IN WITNESS WHEREOF, the undersigned, being duly authorized by their respective Governments, have signed this Agreement.
DONE in New York, on the 25 day of September, 2014, in duplicate in three originals in the Latvian, Arabic and English languages, all three texts being equally authentic. In case of divergence of interpretation, the English language text shall prevail.
For the Republic of Latvia |
For the United Arab Emirates |
Edgars Rinkēvičs | Abdullah bin Zayed Al Nahyan |
ANNEX
ROUTE SCHEDULE
Section 1:
Routes to be operated by the designated airline(s) of the Republic of Latvia.
From | Intermediate Point(s) | To | Beyond Point(s) |
Any Point(s) in Latvia | Any Point(s) | Any Point(s) in the UAE | Any Point(s) |
Section 2:
Routes to be operated by the designated airline(s) of the United Arab Emirates (UAE).

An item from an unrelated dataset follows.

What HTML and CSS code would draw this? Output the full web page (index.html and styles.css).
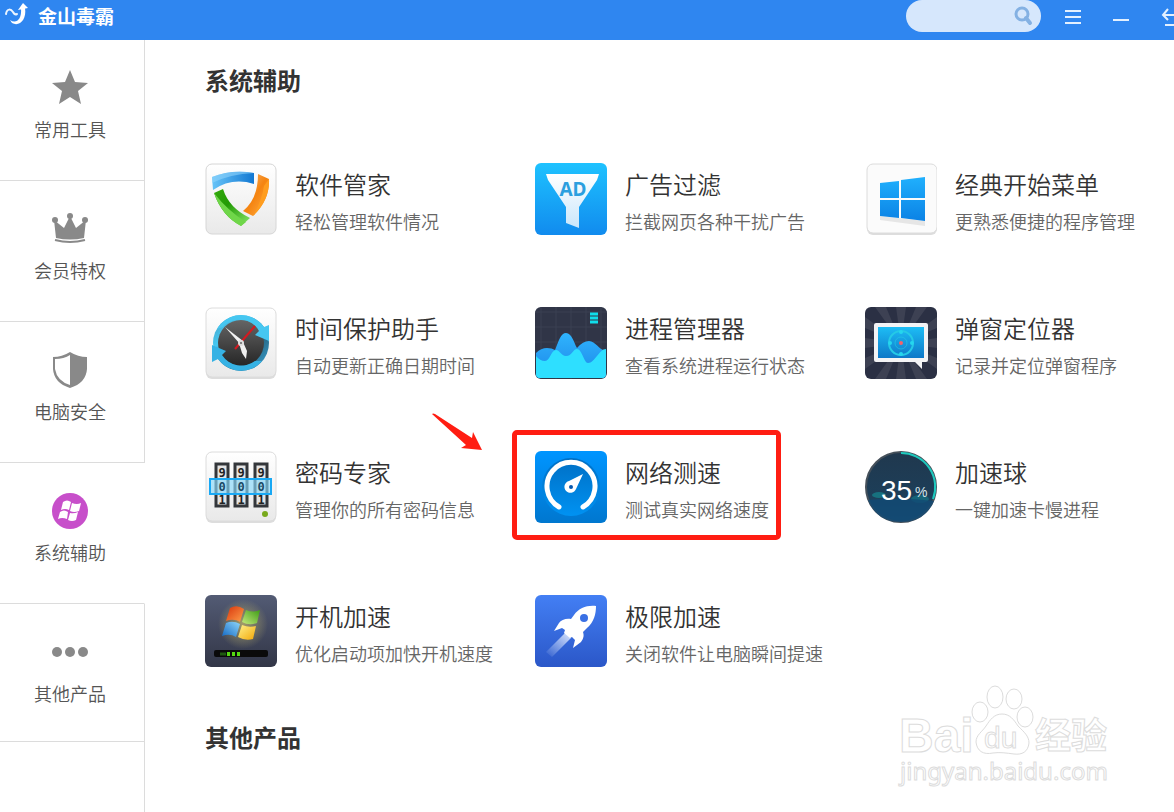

From | Intermediate Point(s) | To | Beyond Point(s) |
Any Point(s) in the UAE | Any Point(s) | Any Points in Latvia | Any Point(s) |
Operation of the agreed services
1. The designated airline(s) of both Contracting Parties may, on any or all flights and at its option, operate in either or both directions; serve intermediate and beyond points on the routes in any combination and in any order; omit calling at any or all intermediate or beyond point(s); serve points within the territory of each Contracting Party in any combination; transfer traffic from any aircraft used by them to any other aircraft at any point or points in the route; combine different flight numbers within one aircraft operation; and use owned or leased aircraft.
2. The designated airline(s) of both Contracting Parties are entitled to exercise, in any type of service (passenger, cargo, separately or in combination), full fifth freedom traffic rights to/from any intermediate or beyond point(s).